For the last few months I've been working on a little project in which I try to generate haikus. At first, the goal was simply to construct a series of words that had the correct haiku structure, 5 syllables in the first line, 7 in the 2nd, and 5 in the last. Not content with word salad haikus, I decided to try to make poems that made a little bit of sense. As a result, I scraped article titles from CNN (using a cool little module called newspaper) and selected chunks of texts that had the correct structure. This resulted in some interesting haikus. Due to the fact that my code made text selections at random, most of the poems were impossible to read. At this point I decided that I needed to model how sentences are constructed using real texts (from books, or the article titles I mentioned above) as my data.

After looking through some text, I realized that the way words appear in a sentence depending on two main factors: the preceding word, and the location in the sentence. 'The' is more likely to appear at the start of a sentence than say, 'him', and 'flows' is more likely to come after 'water' as compared to 'burns'. Instead of looking at individual words however, I thought that it would be best to look at categories of words. Parts of speech is a good way of categorizing words, as it allows me to build sort of a sentence template. If I can create a list consisting of a series of parts of speech, creating a sentence is relatively easy -- you just plug in words that correspond to the part of speech at each location, and a sentence is formed. Analyzing the factors I identified above comes down to answering the following question: "What's the chance of observing part of speech A in position x+1 given that part of speech B is in position x?" The trick is to do it for all combinations of part of speech at every location up to some predetermined location in a sentence (say 7 spots). In the end, you get a three dimensional matrix whose slices represent the probabilities of finding each part of speech given all the other parts of speech in the preceding location. This seems all well and good, but it doesn't work. If you try to construct a 'most probable' sentence using this method, by looking at the most probable combination in the first slice, and then using the result of this as the starting point in the next slice, you get a bunch of nonsense. I remember getting a list of 5 nouns with a verb or two thrown in there. The reason why is simple. This method doesn't take into account how having part of speech 'A' in position one effects the probability of part of speech 'B' at some downstream position in the sentence; it only takes into account the adjacent position. For awhile I thought I would try to construct a cumulative probability tree, where you look at the frequency of every possible combination of parts of speech up to some predetermined location, but this ended up being, as you can imagine, computationally expensive. I resolved to try a different method.
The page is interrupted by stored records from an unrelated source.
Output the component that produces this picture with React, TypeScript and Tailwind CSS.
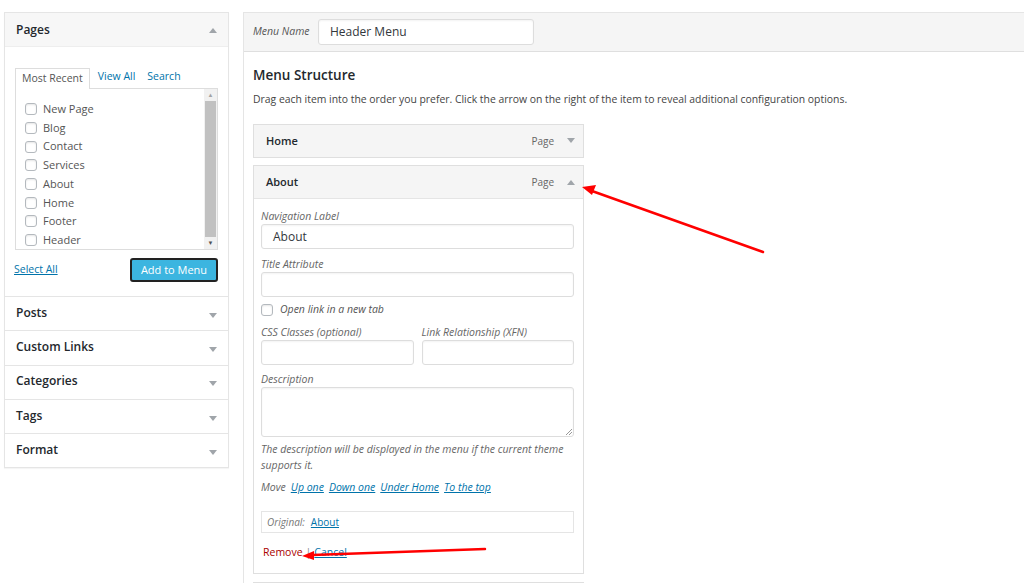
import React from 'react';

const pages = ['New Page', 'Blog', 'Contact', 'Services', 'About', 'Home', 'Footer', 'Header'];
const sections = ['Posts', 'Custom Links', 'Categories', 'Tags', 'Format'];

function Tri({ up }: { up?: boolean }) {
  return (
    <svg width="8" height="6" viewBox="0 0 8 6" className="block">
      {up ? <path d="M0 6 L4 1 L8 6 Z" fill="#a0a5aa" /> : <path d="M0 0 L4 5 L8 0 Z" fill="#a0a5aa" />}
    </svg>
  );
}

function Check() {
  return <span className="inline-block w-[12px] h-[12px] rounded-[3px] border border-[#b4b9be] bg-white shadow-[inset_0_1px_2px_rgba(0,0,0,0.1)] shrink-0" />;
}

function Input({ value, w = 'w-full', h = 'h-[25px]' }: { value?: string; w?: string; h?: string }) {
  return (
    <div className={`${w} ${h} border border-[#ddd] rounded-[3px] bg-white shadow-[inset_0_1px_2px_rgba(0,0,0,0.05)] flex items-center px-[11px] text-[12px] text-[#32373c]`}>
      {value}
    </div>
  );
}

function Label({ children }: { children: React.ReactNode }) {
  return <div className="h-[16px] leading-[16px] text-[10.5px] italic text-[#666]">{children}</div>;
}

export default function App() {
  return (
    <div className="relative w-[1024px] h-[583px] overflow-hidden bg-white" style={{ fontFamily: '"Open Sans", sans-serif' }}>
      <div className="flex items-start pt-[12px]">
        {/* left column */}
        <div className="ml-[4px] w-[225px] border border-[#e5e5e5] bg-white shadow-[0_1px_1px_rgba(0,0,0,0.04)] shrink-0">
          <div className="h-[34px] bg-[#f7f7f7] border-b border-[#eee] flex items-center justify-between pl-[11px] pr-[11px]">
            <span className="text-[12px] font-semibold text-[#23282d]">Pages</span>
            <Tri up />
          </div>
          <div className="px-[10px] pt-[20px] pb-[14px]">
            <div className="flex items-end h-[21px] text-[10.5px]">
              <div className="h-[21px] pb-[1px] px-[6px] border border-b-0 border-[#ddd] bg-white flex items-center text-[#555] relative z-10 -mb-px">Most Recent</div>
              <span className="ml-[8px] h-[21px] pb-[1px] flex items-center text-[#0073aa]">View All</span>
              <span className="ml-[12px] h-[21px] pb-[1px] flex items-center text-[#0073aa]">Search</span>
            </div>
            <div className="relative h-[162px] border border-[#ddd] bg-white">
              <div className="pt-[11px] pl-[9px] flex flex-col">
                {pages.map(p => (
                  <div key={p} className="h-[18.7px] flex items-center gap-[6px] text-[11px] text-[#555]">
                    <Check />
                    <span>{p}</span>
                  </div>
                ))}
              </div>
              <div className="absolute right-0 top-0 bottom-0 w-[13px] bg-[#f1f1f1] flex flex-col items-center">
                <div className="h-[12px] flex items-center text-[6px] text-[#a3a3a3]">▲</div>
                <div className="w-[11px] flex-1 bg-[#c1c1c1]" />
                <div className="h-[12px] flex items-center text-[6px] text-[#505050]">▼</div>
              </div>
            </div>
            <div className="mt-[8px] flex items-center justify-between">
              <span className="text-[10.5px] text-[#0073aa] underline ml-[-1px]">Select All</span>
              <div className="w-[88px] h-[24px] rounded-[3px] border-2 border-[#222] bg-[#3cb5e0] flex items-center justify-center text-[11px] text-white">Add to Menu</div>
            </div>
          </div>
          {sections.map(s => (
            <div key={s} className="h-[34.3px] border-t border-[#e5e5e5] flex items-center justify-between pl-[11px] pr-[11px]">
              <span className="text-[12px] font-semibold text-[#23282d] -mt-[2px]">{s}</span>
              <span className="mt-[4px]"><Tri /></span>
            </div>
          ))}
        </div>

        {/* right column */}
        <div className="ml-[14px] w-[820px] h-[600px] border border-[#e5e5e5] bg-white shrink-0">
          <div className="h-[39px] bg-[#f5f5f5] border-b border-[#dfdfdf] flex items-center pl-[9px]">
            <span className="text-[10.5px] italic text-[#555] w-[65px]">Menu Name</span>
            <Input value="Header Menu" w="w-[216px]" h="h-[26px]" />
          </div>
          <div className="pl-[9px]">
            <div className="mt-[13px] h-[20px] leading-[20px] text-[13.5px] font-semibold text-[#23282d]">Menu Structure</div>
            <div className="mt-[6px] h-[16px] leading-[16px] text-[10.4px] text-[#444]">
              Drag each item into the order you prefer. Click the arrow on the right of the item to reveal additional configuration options.
            </div>
            <div className="mt-[17px] w-[331px] h-[34px] border border-[#dfdfdf] bg-[#f5f5f5] flex items-center justify-between pl-[12px] pr-[8px]">
              <span className="text-[11px] font-semibold text-[#23282d]">Home</span>
              <span className="flex items-center gap-[13px] text-[10px] text-[#666]">Page <Tri /></span>
            </div>
            <div className="mt-[7px] w-[331px] border border-[#dfdfdf]">
              <div className="h-[33px] bg-[#f5f5f5] border-b border-[#e5e5e5] flex items-center justify-between pl-[12px] pr-[8px]">
                <span className="text-[11px] font-semibold text-[#23282d]">About</span>
                <span className="flex items-center gap-[13px] text-[10px] text-[#666]">Page <Tri up /></span>
              </div>
              <div className="pl-[7px] pr-[9px] pt-[9px] pb-[13px]">
                <Label>Navigation Label</Label>
                <Input value="About" />
                <div className="mt-[7px]"><Label>Title Attribute</Label></div>
                <Input />
                <div className="mt-[5px] h-[16px] flex items-center gap-[7px]">
                  <Check />
                  <span className="text-[10.5px] italic text-[#555]">Open link in a new tab</span>
                </div>
                <div className="mt-[6px] grid grid-cols-2 gap-[8px]">
                  <div>
                    <Label>CSS Classes (optional)</Label>
                    <Input h="h-[25px]" />
                  </div>
                  <div>
                    <Label>Link Relationship (XFN)</Label>
                    <Input h="h-[25px]" />
                  </div>
                </div>
                <div className="mt-[6px]"><Label>Description</Label></div>
                <div className="relative h-[50px] border border-[#ddd] rounded-[3px] shadow-[inset_0_1px_2px_rgba(0,0,0,0.05)]">
                  <svg width="7" height="7" viewBox="0 0 7 7" className="absolute right-[1px] bottom-[1px]">
                    <path d="M1 7 L7 1 M4 7 L7 4" stroke="#999" strokeWidth="1" />
                  </svg>
                </div>
                <div className="mt-[4px] text-[10.5px] italic leading-[16px] text-[#666] pr-[10px]">
                  The description will be displayed in the menu if the current theme supports it.
                </div>
                <div className="mt-[6px] h-[16px] leading-[16px] text-[10.5px] italic text-[#666] flex gap-[5px]">
                  <span>Move</span>
                  <span className="text-[#0073aa] underline">Up one</span>
                  <span className="text-[#0073aa] underline">Down one</span>
                  <span className="text-[#0073aa] underline">Under Home</span>
                  <span className="text-[#0073aa] underline">To the top</span>
                </div>
                <div className="mt-[16px] h-[22px] border border-[#e5e5e5] flex items-center pl-[5px] gap-[6px] text-[10px]">
                  <span className="italic text-[#777]">Original:</span>
                  <span className="text-[#0073aa] underline">About</span>
                </div>
                <div className="mt-[11px] h-[16px] leading-[16px] flex items-center text-[10.5px] pl-[2px]">
                  <span className="text-[#a00]">Remove</span>
                  <span className="text-[#888] mx-[3px]">|</span>
                  <span className="text-[#0073aa] underline">Cancel</span>
                </div>
              </div>
            </div>
            <div className="mt-[8px] w-[331px] h-[34px] border border-[#dfdfdf] bg-[#f5f5f5]" />
          </div>
        </div>
      </div>

      {/* annotation arrows */}
      <svg className="absolute inset-0 pointer-events-none" width="1024" height="583" viewBox="0 0 1024 583">
        <line x1="763" y1="252" x2="592" y2="191" stroke="#f00" strokeWidth="2.5" strokeLinecap="round" />
        <path d="M582 187 L596 185 L592 195 Z" fill="#f00" />
        <line x1="485" y1="549" x2="312" y2="555" stroke="#f00" strokeWidth="2.5" strokeLinecap="round" />
        <path d="M302 556 L314 551 L314 560 Z" fill="#f00" />
      </svg>
    </div>
  );
}
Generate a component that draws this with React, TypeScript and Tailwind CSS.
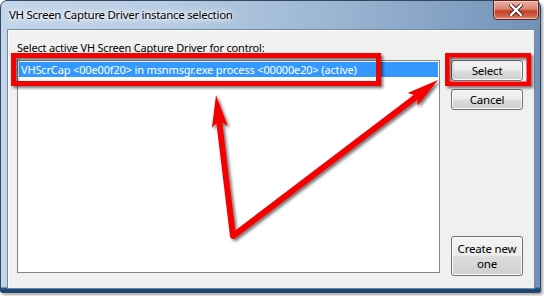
import React from "react";

const btn =
  "flex flex-col items-center justify-center text-center rounded-[3px] border border-[#707070] bg-[linear-gradient(180deg,#f4f4f4_0%,#ececec_48%,#dcdcdc_52%,#cfcfcf_100%)] shadow-[inset_0_0_0_1px_#fbfbfb] text-[11.5px] leading-[15px] tracking-[-0.2px] text-black";

const Annotations = () => (
  <svg className="absolute inset-0 pointer-events-none" width="544" height="296" viewBox="0 0 544 296">
    <defs>
      <filter id="shadow" x="-20%" y="-20%" width="140%" height="140%">
        <feDropShadow dx="2" dy="2" stdDeviation="1.5" floodColor="#000" floodOpacity="0.55" />
      </filter>
    </defs>
    <g filter="url(#shadow)">
      <rect x="13.5" y="55.5" width="365" height="28" fill="none" stroke="#f40000" strokeWidth="5" />
      <rect x="447.3" y="55.3" width="81.5" height="28.5" fill="none" stroke="#f40000" strokeWidth="4.5" />
      <polyline
        points="219.1,120.8 233,236 417.4,95.8"
        fill="none"
        stroke="#f40000"
        strokeWidth="6"
        strokeLinejoin="round"
        strokeLinecap="round"
      />
      <polygon points="216,95 227.7,125.8 219.1,120.8 211.9,127.8" fill="#f40000" />
      <polygon points="438,80 417.5,105.8 417.4,95.8 407.7,93.1" fill="#f40000" />
    </g>
  </svg>
);

export default function App() {
  return (
    <div className="relative w-[544px] h-[296px] bg-white overflow-hidden font-['Noto_Sans',sans-serif]">
      <div className="w-[541px] h-[293px] flex flex-col rounded-t-[7px] rounded-b-[2px] border border-[#33475e] shadow-[2px_2px_3px_rgba(0,0,0,0.35)] bg-[linear-gradient(0deg,#163f6c_0px,#24568a_4px,transparent_5px),linear-gradient(90deg,#c3d5ea_0%,#b8cde4_30%,#98b3d1_65%,#7191b8_100%)]">
        <div className="h-[28px] flex items-start justify-between pl-[8px]">
          <span className="mt-[6px] text-[11.5px] leading-[16px] tracking-[-0.3px] text-black [text-shadow:0_0_8px_#fff,0_0_6px_#fff,0_0_3px_#fff]">
            VH Screen Capture Driver instance selection
          </span>
          <div className="w-[46px] h-[20px] -mt-px mr-[1px] flex items-center justify-center rounded-b-[4px] border border-[#5a2720] bg-[linear-gradient(180deg,#eab1a5_0%,#d98472_45%,#c33e27_55%,#d1624a_85%,#e39a7f_100%)] shadow-[inset_0_0_0_1px_rgba(255,220,210,0.6)]">
            <svg width="14" height="12" viewBox="0 0 14 12">
              <path d="M2 1 L12 11 M12 1 L2 11" stroke="#3b1a16" strokeWidth="4.2" strokeLinecap="square" />
              <path d="M2 1 L12 11 M12 1 L2 11" stroke="#ffffff" strokeWidth="2.4" strokeLinecap="square" />
            </svg>
          </div>
        </div>
        <div className="flex-1 ml-[6px] mr-[5px] mb-[3px] flex border border-[#74889f] bg-[#f0f0f0] shadow-[inset_1px_1px_0_#ffffff]">
          <div className="flex flex-col pl-[9px] pt-[10px]">
            <span className="text-[11px] leading-[15px] tracking-[-0.2px] text-black">
              Select active VH Screen Capture Driver for control:
            </span>
            <div className="mt-[5px] w-[423px] h-[213px] border border-[#828790] bg-white p-px">
              <div className="h-[15px] bg-[#3399ff] pl-[2px] text-[11px] leading-[15px] tracking-[-0.15px] text-white">
                VHScrCap &lt;00e00f20&gt; in msnmsgr.exe process &lt;00000e20&gt; (active)
              </div>
            </div>
          </div>
          <div className="flex flex-col gap-[8px] ml-[11px] pt-[30px] pb-[12px]">
            <div className={`${btn} w-[72px] h-[21px]`}>Select</div>
            <div className={`${btn} w-[72px] h-[21px]`}>Cancel</div>
            <div className={`${btn} w-[72px] h-[40px] mt-auto`}>
              <span>Create new</span>
              <span>one</span>
            </div>
          </div>
        </div>
      </div>
      <Annotations />
    </div>
  );
}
Instead of looking at words as the base unit of a sentence, I thought it would be simpler and easier to look at common sequences of words as the base unit for my sentence. I wrote a little piece of code that grabs a sequence of parts of speech from a random sentence in a text and sees if it occurs at any other point in the text. It's possible to do this for every sequence in the text. The result of this code is a structure that contains highly frequent sequences of POS (parts of speech). Below are a few examples of chunks that I've 'filled in' with words from the text:

the miserable possession brought the stream
the chief god of an age
the dark country Over a wall
you wanted a beating for justice
they saw a mighty jerk of a distant spot
you drew the good fairy of the young man

Notice that these sequences don't really make any sense, but they're not word salad. Notice too that most of these chunks are just that; chunks, not actual sentences. Right now I'm working on a way of knitting together sentences to create something a little more coherent. I'm also trying to devise a way of creating associations between individual words. Some words just don't work together, while others fit together nicely. As I'm working only with POS, my code is blind to these possible word associations. I'm thinking of applying a 3-gram approach, where I look at the frequency of 3 word segments in a text. My project is on github, but it's kind of a mess.